What is to be gained for those who fear the Lord rather than envy the sinner? A hope and future that will not be cut off (Proverbs 23:18).

Questions:

What do you envy about sinners, in general, or a specific sinner?

Why is that, whatever it is, more inviting than a future that will not be cut off?

There’s a reason …

A fool takes no pleasure in understanding,
but only in expressing his opinion.

Proverbs 18:2 ESV

My elementary school report cards were often littered with X’s on the Excessive Talking line, so it was not infrequent that I was reminded, “There’s a reason God gave you only one mouth and two ears.” In other words, “you should listen at least twice as much as you talk.” In the south, perhaps other places as well, this phrase is used as a logical argument for why a kid (or an obnoxious adult) should demonstrate self-control and talk less, particularly in a group setting.

In Proverbs 18:2, the writer is pressing deeper than simply the matter of self-control. Here, he is suggesting that for the fool what can appear to be a self-control issue is actually a window into the heart. The reason his mouth works overtime is pride.

Beware strong silent types, the fool doesn’t have to be a Chatty Kathy.
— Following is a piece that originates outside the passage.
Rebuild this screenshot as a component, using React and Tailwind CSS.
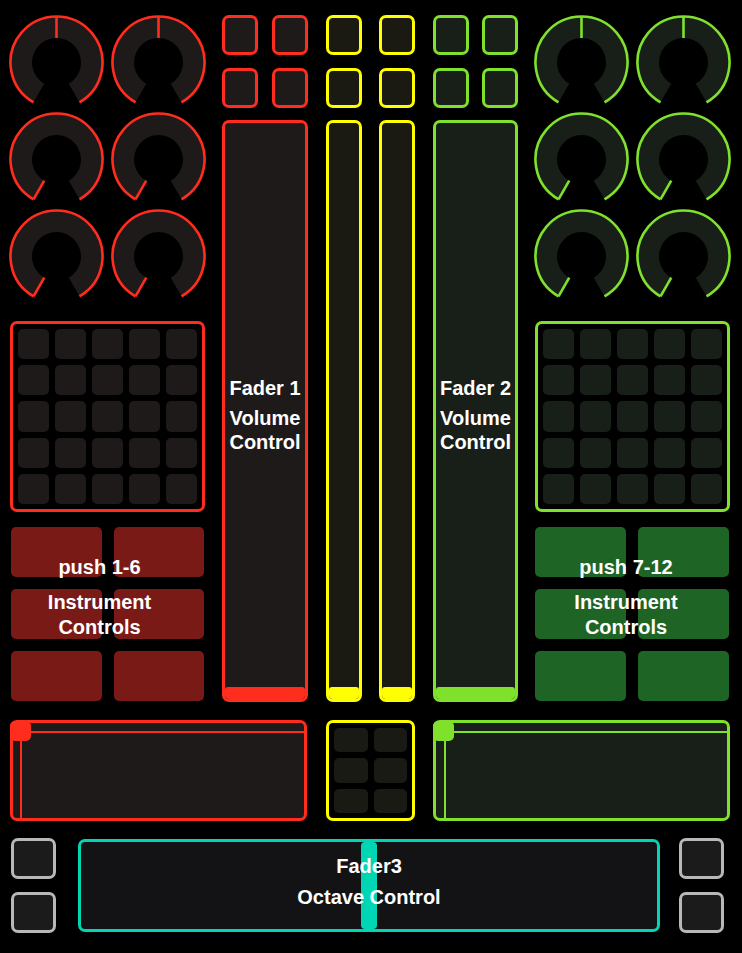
import React from 'react';

// colour sets for each strip of the controller
const themes = {
  red: {
    stroke: '#ff2d1e',
    dark: '#1f1a1a',
    border: 'border-[#ff2d1e]',
    bg: 'bg-[#1f1a1a]',
    fill: 'bg-[#ff2d1e]',
    push: 'bg-[#7a1a17]',
  },
  yellow: {
    stroke: '#ffff00',
    dark: '#1a1a12',
    border: 'border-[#ffff00]',
    bg: 'bg-[#1a1a12]',
    fill: 'bg-[#ffff00]',
    push: 'bg-[#1a1a12]',
  },
  green: {
    stroke: '#7fe12c',
    dark: '#181e18',
    border: 'border-[#7fe12c]',
    bg: 'bg-[#181e18]',
    fill: 'bg-[#7fe12c]',
    push: 'bg-[#1d6425]',
  },
};

const Knob = ({ theme, value }) => {
  const cx = 47.5;
  const cy = 47.5;
  const R = 46;
  const r = 24.5;
  const pt = (rad, deg) => {
    const a = (deg * Math.PI) / 180;
    return `${(cx + rad * Math.sin(a)).toFixed(2)} ${(cy - rad * Math.cos(a)).toFixed(2)}`;
  };
  const ring = `M ${pt(R, -150)} A ${R} ${R} 0 1 1 ${pt(R, 150)} L ${pt(r, 150)} A ${r} ${r} 0 1 0 ${pt(r, -150)} Z`;
  const arc = `M ${pt(R, -150)} A ${R} ${R} 0 1 1 ${pt(R, 150)}`;
  const v = -150 + 300 * value;
  return (
    <svg width="102" height="97" viewBox="0 0 102 97">
      <path d={ring} fill={theme.dark} />
      <path d={arc} fill="none" stroke={theme.stroke} strokeWidth="2.6" />
      <path d={`M ${pt(r, v)} L ${pt(R, v)}`} stroke={theme.stroke} strokeWidth="2.6" />
    </svg>
  );
};

const KnobGrid = ({ theme }) => (
  <div className="grid grid-cols-[102px_102px]">
    {[0.5, 0.5, 0, 0, 0, 0].map((v, i) => (
      <Knob key={i} theme={theme} value={v} />
    ))}
  </div>
);

const PadGrid = ({ theme }) => (
  <div className={`ml-[1px] mt-[15px] w-[195px] h-[191px] border-[3px] ${theme.border} rounded-[7px] p-[5px] grid grid-cols-5 grid-rows-5 gap-x-[6px] gap-y-[6px]`}>
    {Array.from({ length: 25 }).map((_, i) => (
      <div key={i} className={`${theme.bg} rounded-[5px]`} />
    ))}
  </div>
);

const PushGroup = ({ theme, label, className, labelClass }) => (
  <div className={`relative mt-[15px] grid grid-cols-2 grid-rows-[50px_50px_50px] gap-x-[12px] gap-y-[12px] ${className}`}>
    {Array.from({ length: 6 }).map((_, i) => (
      <div key={i} className={`${theme.push} rounded-[5px]`} />
    ))}
    <div className={`absolute top-[28px] left-0 flex flex-col items-center text-white font-bold text-[20px] ${labelClass}`}>
      <span className="leading-[24px]">{label}</span>
      <span className="mt-[11px] leading-[24.5px] text-center">
        Instrument
        <br />
        Controls
      </span>
    </div>
  </div>
);

const SmallButton = ({ theme, className = '' }) => (
  <div className={`w-[36px] h-[40px] border-[3px] ${theme.border} ${theme.bg} rounded-[7px] ${className}`} />
);

const Fader = ({ theme, title, sub, className = '' }) => (
  <div className={`mt-[12px] h-[582px] border-[3px] ${theme.border} ${theme.bg} rounded-[7px] overflow-hidden flex flex-col ${className}`}>
    <div className="flex-1 flex flex-col items-center pt-[253px] text-white font-bold text-[20px] text-center">
      {title && <span className="leading-[24px]">{title}</span>}
      {sub && <span className="mt-[6px] leading-[24px]">{sub}</span>}
    </div>
    <div className={`h-[12px] ${theme.fill} rounded-t-[3px]`} />
  </div>
);

const XYPad = ({ theme, lineLeft }) => (
  <div className={`relative w-[297px] h-[101px] border-[3px] ${theme.border} ${theme.bg} rounded-[7px]`}>
    <div className={`absolute left-0 right-0 top-[8px] h-[2px] ${theme.fill}`} />
    <div className={`absolute top-0 bottom-0 w-[2px] ${theme.fill} ${lineLeft}`} />
    <div className={`absolute left-[-3px] top-[-2px] w-[21px] h-[20px] rounded-[5px] ${theme.fill}`} />
  </div>
);

const GrayButton = () => (
  <div className="w-[45px] h-[41px] border-[3px] border-[#b8b8b8] bg-[#1b1b1b] rounded-[7px]" />
);

export default function App() {
  const { red, yellow, green } = themes;
  return (
    <div className="w-[742px] h-[953px] bg-black overflow-hidden font-['Liberation_Sans',Arial,sans-serif]">
      {/* main strips */}
      <div className="flex pt-[15px]">
        <div className="ml-[9px] w-[204px] flex flex-col">
          <KnobGrid theme={red} />
          <PadGrid theme={red} />
          <PushGroup theme={red} label="push 1-6" className="ml-[2px] w-[193px]" labelClass="right-[16px]" />
        </div>

        <div className="ml-[9px] w-[296px] flex">
          <div className="w-[86px] flex flex-col">
            <div className="flex justify-between">
              <SmallButton theme={red} />
              <SmallButton theme={red} />
            </div>
            <div className="flex justify-between mt-[13px]">
              <SmallButton theme={red} />
              <SmallButton theme={red} />
            </div>
            <Fader theme={red} title="Fader 1" sub="Volume Control" />
          </div>
          <div className="ml-[18px] w-[36px] flex flex-col">
            <SmallButton theme={yellow} />
            <SmallButton theme={yellow} className="mt-[13px]" />
            <Fader theme={yellow} />
          </div>
          <div className="ml-[17px] w-[36px] flex flex-col">
            <SmallButton theme={yellow} />
            <SmallButton theme={yellow} className="mt-[13px]" />
            <Fader theme={yellow} />
          </div>
          <div className="ml-[18px] w-[85px] flex flex-col">
            <div className="flex justify-between">
              <SmallButton theme={green} />
              <SmallButton theme={green} />
            </div>
            <div className="flex justify-between mt-[13px]">
              <SmallButton theme={green} />
              <SmallButton theme={green} />
            </div>
            <Fader theme={green} title="Fader 2" sub="Volume Control" />
          </div>
        </div>

        <div className="ml-[16px] w-[204px] flex flex-col">
          <KnobGrid theme={green} />
          <PadGrid theme={green} />
          <PushGroup theme={green} label="push 7-12" className="ml-[1px] w-[194px]" labelClass="right-[12px]" />
        </div>
      </div>

      {/* xy pads */}
      <div className="flex pl-[10px] mt-[18px]">
        <XYPad theme={red} lineLeft="left-[7px]" />
        <div className="ml-[19px] w-[89px] h-[101px] border-[3px] border-[#ffff00] rounded-[7px] p-[5px] grid grid-cols-2 grid-rows-3 gap-[6px]">
          {Array.from({ length: 6 }).map((_, i) => (
            <div key={i} className="bg-[#1a1a14] rounded-[5px]" />
          ))}
        </div>
        <div className="ml-[18px]">
          <XYPad theme={green} lineLeft="left-[8px]" />
        </div>
      </div>

      {/* octave fader row */}
      <div className="flex pl-[11px] mt-[17px]">
        <div className="flex flex-col gap-[13px]">
          <GrayButton />
          <GrayButton />
        </div>
        <div className="relative ml-[22px] mt-[1px] w-[582px] h-[93px] border-[3px] border-[#00d6b4] bg-[#131316] rounded-[7px]">
          <div className="absolute top-0 bottom-0 left-1/2 -translate-x-1/2 w-[16px] bg-[#00d6b4] rounded-[4px]" />
          <div className="relative flex flex-col items-center pt-[12px] text-white font-bold text-[20px]">
            <span className="leading-[24px]">Fader3</span>
            <span className="mt-[7px] leading-[24px]">Octave Control</span>
          </div>
        </div>
        <div className="ml-[19px] flex flex-col gap-[13px]">
          <GrayButton />
          <GrayButton />
        </div>
      </div>
    </div>
  );
}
A quiet reserved person can also struggle with pride, engaging with others only when his/her thoughts or opinion can be shared.

Proverbs fleshes out this idea in other places by describing the wise person. For example, “A wise son hears his father’s instruction, but a scoffer does not listen to rebuke” (13:1 ESV). Or, “Give instruction to a wise man, and he will be still wiser; teach a righteous man, and he will increase in learning” (9:9 ESV).

Whether we are loud or quiet, an important question to ask ourselves is, What do my conversations reveal about my heart? Am I a fool who is only interested in sharing my own opinion or knowledge? Or, do I demonstrate wisdom by being open to instruction and/or correction? Am I willing to learn from others?